A proposed new high-rise development in San Francisco’s Outer Sunset district is standing out over its disputed manipulation of statewide density laws.
The LA Times is reporting on CH Planning‘s unlikely new proposal, which could add a Solomon Cordwell Buenz-designed 50-story tower to the neighborhood via provisions in California’s Density Bonus Law — a regulation they say allows for permitted deviations from local building restrictions to provide options for affordable housing.
“It simply defies logic that a building in a 100-foot height district seeking a 50% bonus could somehow rise to 560 feet,” Daniel Sider, chief of staff for San Francisco’s Planning Department said in a rebuke published by the newspaper. “While we agree that this site is ripe for housing, and we hope to work with the developer to achieve that, there is no provision in state or local law to permit the downtown-style building that’s been proposed.”

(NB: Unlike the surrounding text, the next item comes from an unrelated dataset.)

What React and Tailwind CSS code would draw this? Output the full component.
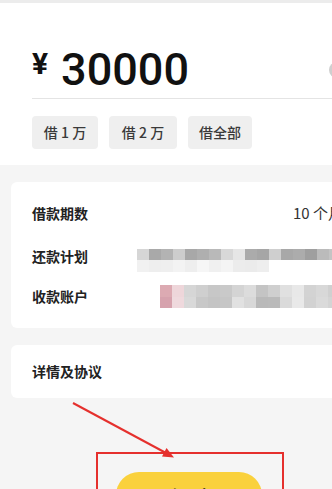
import React from "react";

const row2Top = [
  "bg-[#d6d6d6]", "bg-[#a9a9a9]", "bg-[#b3b3b3]", "bg-[#cdcdcd]", "bg-[#a8a8a8]", "bg-[#afafaf]",
  "bg-[#b9b9b9]", "bg-[#d8d8d8]", "bg-[#e6e6e6]", "bg-[#ababab]", "bg-[#a6a6a6]", "bg-[#cfcfcf]",
  "bg-[#a8a8a8]", "bg-[#acacac]", "bg-[#9f9f9f]", "bg-[#bbbbbb]", "bg-[#c4c4c4]",
];
const row2Bottom = [
  "bg-[#f1f1f1]", "bg-[#eeeeee]", "bg-[#efefef]", "bg-[#f3f3f3]", "bg-[#eeeeee]", "bg-[#f6f6f6]",
  "bg-[#f0f0f0]", "bg-[#f4f4f4]", "bg-[#ececec]", "bg-[#ebebeb]", "bg-[#eeeeee]",
];
const row3Top = [
  "bg-[#dcaab2]", "bg-[#eed6da]", "bg-[#d6d6d6]", "bg-[#cfcfcf]", "bg-[#c7c7c7]", "bg-[#c9c9c9]",
  "bg-[#d4d4d4]", "bg-[#dcdcdc]", "bg-[#c4c4c4]", "bg-[#cfcfcf]", "bg-[#e0e0e0]", "bg-[#e8e8e8]",
  "bg-[#d3d3d3]", "bg-[#d8d8d8]", "bg-[#d0d0d0]",
];
const row3Bottom = [
  "bg-[#d6a2ad]", "bg-[#efd9dd]", "bg-[#d9d9d9]", "bg-[#c8c8c8]", "bg-[#c4c4c4]", "bg-[#c6c6c6]",
  "bg-[#e1e1e1]", "bg-[#d8d8d8]", "bg-[#b9b9b9]", "bg-[#bababa]", "bg-[#dadada]", "bg-[#e9e9e9]",
  "bg-[#d2d2d2]", "bg-[#dadada]", "bg-[#d4d4d4]",
];

function Blocks({ top, bottom, topH, bottomH }) {
  return (
    <div className="flex flex-col blur-[0.6px]">
      <div className="flex">
        {top.map((c, i) => (
          <div key={i} className={`w-[12px] ${topH} ${c}`} />
        ))}
      </div>
      <div className="flex">
        {bottom.map((c, i) => (
          <div key={i} className={`w-[12px] ${bottomH} ${c}`} />
        ))}
      </div>
    </div>
  );
}

export default function App() {
  return (
    <div
      className="relative w-[332px] h-[489px] overflow-hidden bg-[#f5f5f5]"
      style={{ fontFamily: '"Noto Sans CJK SC", "Noto Sans", sans-serif' }}
    >
      <div className="w-[375px]">
        {/* Amount panel */}
        <div className="bg-white border-t-[3px] border-[#ececec] pl-[32px] pt-[44px] pb-[16px]">
          <div className="flex items-start h-[45px] pr-[30px]">
            <span
              className="mt-[2px] text-[30px] leading-none font-bold text-[#111]"
              style={{ fontFamily: "Roboto, sans-serif" }}
            >
              ¥
            </span>
            <span
              className="ml-[13px] text-[45px] leading-none font-medium text-[#111]"
              style={{ fontFamily: "Roboto, sans-serif" }}
            >
              30000
            </span>
            <div className="ml-auto self-center w-[16px] h-[16px] rounded-full bg-[#cfcfcf]" />
          </div>
          <div className="mt-[6px] h-px bg-[#e4e4e4]" />
          <div className="mt-[17px] flex gap-[11px]">
            <div className="w-[66px] h-[33px] rounded-[4px] bg-[#efefef] flex items-center justify-center text-[14px] font-medium text-[#3a3a3a]">
              借 1 万
            </div>
            <div className="w-[68px] h-[33px] rounded-[4px] bg-[#efefef] flex items-center justify-center text-[14px] font-medium text-[#3a3a3a]">
              借 2 万
            </div>
            <div className="w-[64px] h-[33px] rounded-[4px] bg-[#efefef] flex items-center justify-center text-[14px] font-medium text-[#3a3a3a]">
              借全部
            </div>
          </div>
        </div>

        {/* Info card */}
        <div className="mx-[11px] mt-[17px] bg-white rounded-[6px] px-[21px] pt-[20px] pb-[21px]">
          <div className="flex items-center justify-between h-[22px]">
            <span className="text-[14px] font-bold text-[#222]">借款期数</span>
            <span className="text-[15px] text-[#333]">10 个月</span>
          </div>
          <div className="flex items-start h-[22px] mt-[21px]">
            <span className="w-[105px] shrink-0 text-[14px] leading-[22px] font-bold text-[#222]">还款计划</span>
            <div className="mt-[4px]">
              <Blocks top={row2Top} bottom={row2Bottom} topH="h-[11px]" bottomH="h-[12px]" />
            </div>
          </div>
          <div className="flex items-start h-[22px] mt-[18px]">
            <span className="w-[128px] shrink-0 text-[14px] leading-[22px] font-bold text-[#222]">收款账户</span>
            <Blocks top={row3Top} bottom={row3Bottom} topH="h-[12px]" bottomH="h-[11px]" />
          </div>
        </div>

        {/* Details card */}
        <div className="mx-[11px] mt-[17px] h-[53px] bg-white rounded-[6px] px-[21px] flex items-center">
          <span className="text-[14px] font-bold text-[#222]">详情及协议</span>
        </div>

        {/* Button */}
        <div className="ml-[116px] mt-[74px] w-[146px] h-[46px] rounded-[23px] bg-[#fad13c] flex justify-center pt-[13px]">
          <span className="text-[19px] leading-[24px] font-medium text-[#3a2f10] tracking-[12px] pl-[12px]">确定</span>
        </div>
      </div>

      {/* Annotation overlay */}
      <div className="absolute left-[96px] top-[452px] w-[188px] h-[60px] border-2 border-[#e5302d] pointer-events-none" />
      <svg className="absolute left-0 top-0 pointer-events-none" width="332" height="489" viewBox="0 0 332 489">
        <line x1="73" y1="403" x2="166" y2="453" stroke="#e5302d" strokeWidth="2" />
        <polygon points="174,457.5 162,456.5 166.5,448" fill="#e5302d" />
      </svg>
    </div>
  );
}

“The proposed project is flat out inconsistent with local zoning rules and state density bonus laws,” Rich Hillis, the city's planning director, added. “It sets back our efforts to appropriately add housing on the City’s west side and meet our Housing Element targets. Frankly, it’s a distraction.”
(He also told the San Francisco Chronicle that CH “misrepresents what’s allowed by the planning code and state density bonus.”)
CH Planning’s proposal would add a total of 712 apartments, 115 of which qualify as “affordable.” The project, which would take roughly 20 months to build at an estimated cost of $134 million, is, however, probably not going to get off the ground due to opposition from the city and local resident groups.
San Francisco is under pressure to erect 82,000 units of housing by the beginning of next decade, and so the proposed tower would serve as a useful litmus test for density-based alternative development solutions, according to its proponents.
“The City will need to approve the project, and they know it. The proposed project at 2700 Sloat is 100% Code-compliant (both city and state), including the base density calculation,” CH founder Raelynn Hickey said to SF YIMBY. “The project is processing under the SDBL and HAA. It’s really very simple, and we will see it through. The city needs to supply the Outer Sunset area with 11,000 new housing units in just over 7.5 years, and approval of hundreds of small projects is not going to get them anywhere near that state requirement. [...] If they try to reduce the housing opportunity on the best development site in the area, that would be broadcasting a message that says our motto is 'our way or no way,' and we think that would be the worst message Planning could put out there at this time.”
Archinect will share any updates about the development as they are made available.
7 Comments
I love this - developers and architects closely reading the code to create more dense buildings and then the people charged with permitting the building push back at the behest of nearby NIMBYs - a perfect encapsulation of everything wrong with affordable housing, zoning, and land use politics in the USA.
This guy gets it
why would anyone want that near their home. I don’t blame people for rejecting it. At least try to make it look somewhat inviting and less miserable. Sounds like “you are bad for not wanting a giant turd on your lawn. Bad bad bad!”
It must be 4/20 if anyone thinks this is a good idea or maybe a delayed 4/1 joke.
They should raise the whole neighborhood of farty-old two story boxes for hyper-density.
This is absolutely nuts on so many accounts.
The incremental gain in affordable housing is meaningless when the demand is in the tens of thousands of units. High rise buildings anyway can never pencil for affordability due to increased structural and skin costs for starters.
I doubt that the writers of the regulations intended to make this outcome (a high-rise 3x the height limit) possible. However the fairness of retroactively banning somebody's project is debatable.